I have a dataframe as below
----- ------
|empID|deptid|
----- ------
| 163| null|
| 843| null|
----- ------
And I have and Array of Long number range = [20,21]
or you can convert it to another dataframe as
--------
| deptid|
--------
| 20|
| 21|
--------
I want to replace those null values and get the output as
----- ------
|empID|deptid|
----- ------
| 163| 20|
| 843| 21|
----- ------
I tried
emp.na.fill(range, Array("deptid")
But na.fill needs the first parameter to be String Boolean Long double etc, and not an array.
I tried to join two dataframes to get the output but non of the joins give me the solution.
Everything I try gives me
----- ------
|empID|deptid|
----- ------
| 163| null|
| 843| null|
| null| 5|
| null| 6|
----- ------
Any idea?
Edit: It does not matter which empId get's which value from range array.
And yes I have made sure the array length matches the number of nulls.
CodePudding user response:
So I do have a solution for this but it's so convoluted and hacky that I still want someone to give a better answer.
Basically join two dataframes, collect all data as array zip (removes all null values) and then explode as mapped values.
val p = newRecords.as("L")
.join(range.as("R"), newRecords("deptid") =!= range("deptid"), "full")
.groupBy()
.agg(collect_list($"R.deptid").as("D"), collect_list($"empID").as("E"))

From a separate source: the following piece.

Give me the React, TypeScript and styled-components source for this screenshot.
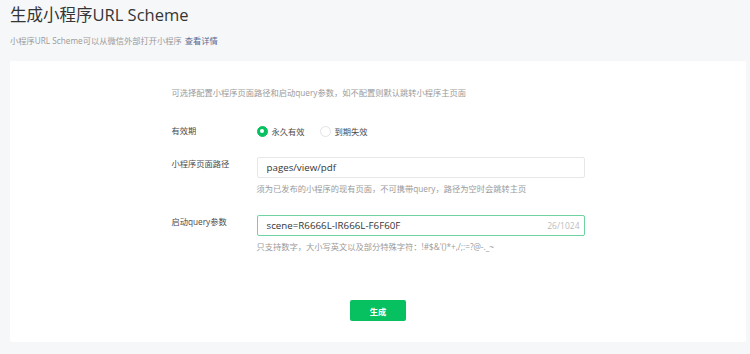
import styled, { createGlobalStyle } from "styled-components";

const GlobalStyle = createGlobalStyle`
  html, body {
    margin: 0;
    padding: 0;
    background: #f6f7f9;
    font-family: "Open Sans", "Noto Sans CJK SC", sans-serif;
  }
`;

const Page = styled.div`
  width: 750px;
  height: 354px;
  box-sizing: border-box;
  padding: 4px 4px 0 10px;
  overflow: hidden;
`;

const Title = styled.h1`
  margin: 0;
  font-size: 16.5px;
  line-height: 22px;
  font-weight: 400;
  color: #353535;
`;

const Sub = styled.p`
  margin: 9px 0 0;
  font-size: 8.25px;
  line-height: 12px;
  color: #9a9a9a;

  a {
    color: #576b95;
    text-decoration: none;
    margin-left: 3px;
  }
`;

const Card = styled.div`
  margin-top: 14px;
  height: 281px;
  box-sizing: border-box;
  background: #fff;
  border-radius: 2px;
  padding-top: 26px;
`;

const Form = styled.div`
  width: 413px;
  margin: 0 auto;
  display: flex;
  flex-direction: column;
`;

const Desc = styled.p`
  margin: 0 0 26px;
  font-size: 8.25px;
  line-height: 12px;
  color: #9a9a9a;
`;

const Row = styled.div<{ $gap?: number }>`
  display: grid;
  grid-template-columns: 85px 328px;
  align-items: start;
  margin-bottom: ${(p) => p.$gap ?? 20}px;
`;

const Label = styled.div<{ $top?: number }>`
  font-size: 8.25px;
  line-height: 12px;
  color: #4a4a4a;
  padding-top: ${(p) => p.$top ?? 0}px;
`;

const Radios = styled.div`
  display: flex;
  align-items: center;
  gap: 15px;
  height: 12px;
`;

const RadioItem = styled.label`
  display: flex;
  align-items: center;
  gap: 4px;
  font-size: 8.25px;
  color: #4a4a4a;
`;

const Dot = styled.span<{ $on?: boolean }>`
  width: 11px;
  height: 11px;
  box-sizing: border-box;
  border-radius: 50%;
  border: 1px solid ${(p) => (p.$on ? "#07c160" : "#e3e3e3")};
  background: ${(p) => (p.$on ? "#07c160" : "#fff")};
  display: flex;
  align-items: center;
  justify-content: center;

  &::after {
    content: "";
    display: ${(p) => (p.$on ? "block" : "none")};
    width: 4px;
    height: 4px;
    border-radius: 50%;
    background: #fff;
  }
`;

const Field = styled.div<{ $focus?: boolean }>`
  height: 21px;
  box-sizing: border-box;
  border: 1px solid ${(p) => (p.$focus ? "#6ed3a0" : "#e7e7e7")};
  border-radius: 2px;
  display: flex;
  align-items: center;
  padding: 0 4px 0 9px;
  font-size: 9.75px;
  color: #353535;
`;

const Value = styled.span`
  flex: 1;
`;

const Count = styled.span`
  font-size: 8.5px;
  color: #bdbdbd;
`;

const Hint = styled.div`
  margin-top: 5px;
  font-size: 8.25px;
  line-height: 12px;
  color: #9a9a9a;
`;

const Actions = styled.div`
  display: flex;
  justify-content: center;
  margin-top: 47px;
`;

const Button = styled.button`
  width: 56px;
  height: 21px;
  border: none;
  border-radius: 2px;
  background: #07c160;
  color: #fff;
  font-family: inherit;
  font-size: 8.25px;
  font-weight: 600;
  padding: 0;
`;

export default function App() {
  return (
    <Page>
      <GlobalStyle />
      <Title>生成小程序URL Scheme</Title>
      <Sub>
        小程序URL Scheme可以从微信外部打开小程序<a href="#">查看详情</a>
      </Sub>
      <Card>
        <Form>
          <Desc>可选择配置小程序页面路径和启动query参数，如不配置则默认跳转小程序主页面</Desc>
          <Row>
            <Label>有效期</Label>
            <Radios>
              <RadioItem>
                <Dot $on />
                永久有效
              </RadioItem>
              <RadioItem>
                <Dot />
                到期失效
              </RadioItem>
            </Radios>
          </Row>
          <Row>
            <Label $top={1}>小程序页面路径</Label>
            <div>
              <Field>
                <Value>pages/view/pdf</Value>
              </Field>
              <Hint>须为已发布的小程序的现有页面，不可携带query，路径为空时会跳转主页</Hint>
            </div>
          </Row>
          <Row $gap={0}>
            <Label $top={1}>启动query参数</Label>
            <div>
              <Field $focus>
                <Value>scene=R6666L-IR666L-F6F60F</Value>
                <Count>26/1024</Count>
              </Field>
              <Hint>只支持数字，大小写英文以及部分特殊字符：!#$&amp;'()*+,/;:=?@-._~</Hint>
            </div>
          </Row>
          <Actions>
            <Button>生成</Button>
          </Actions>
        </Form>
      </Card>
    </Page>
  );
}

.withColumn("zip",arrays_zip(col("D"),col("E"))).drop("D", "E")
.select(explode($"zip").as("zip1"))
.withColumn("empid", $"zip1".getItem("E"))
.withColumn("deptid", $"zip1".getItem("D"))
.drop($"zip1")
.show()
----- ------
|empid|deptid|
----- ------
| 163| 20|
| 843| 21|
----- ------
CodePudding user response:
You can do it with or without converting the array into a dataframe. Might be worth trying out both to see which is more efficient (usually udfs will be slower).
If you don't convert the array into a dataframe, you can use a udf. You'd generate row numbers for the initial dataframe and use it as an index into the array:
val testDF = Seq((163, null), (843, null)).toDF("empID", "deptID")
val range = List(20, 21)
val myUDF = udf((i: Int) => {
range(i)
})
testDF.withColumn("rn", row_number().over(Window.orderBy("empID")) - 1)
.withColumn("deptID", myUDF(col("rn")))
.select("empID", "deptID").show
Output:
----- ------
|empID|deptID|
----- ------
| 163| 20|
| 843| 21|
----- ------
If you do convert the array into a dataframe, you can generate row numbers for both the dataframes and use that in your join condition:
val testDF = Seq((163, null), (843, null)).toDF("empID", "deptID")
val rangeDF = Seq(20, 21).toDF("deptID")
testDF.withColumn("rn", row_number().over(Window.orderBy("empID")))
.join(rangeDF.withColumn("rn", row_number().over(Window.orderBy("deptID"))), Seq("rn"))
.select(testDF.col("empID"), rangeDF.col("deptID")).show
Output:
----- ------
|empID|deptID|
----- ------
| 163| 20|
| 843| 21|
----- ------
Note that both these solutions involve using a Window
function without a partition defined. This could be bad if you have a lot of data and it end up getting shuffled to a single node.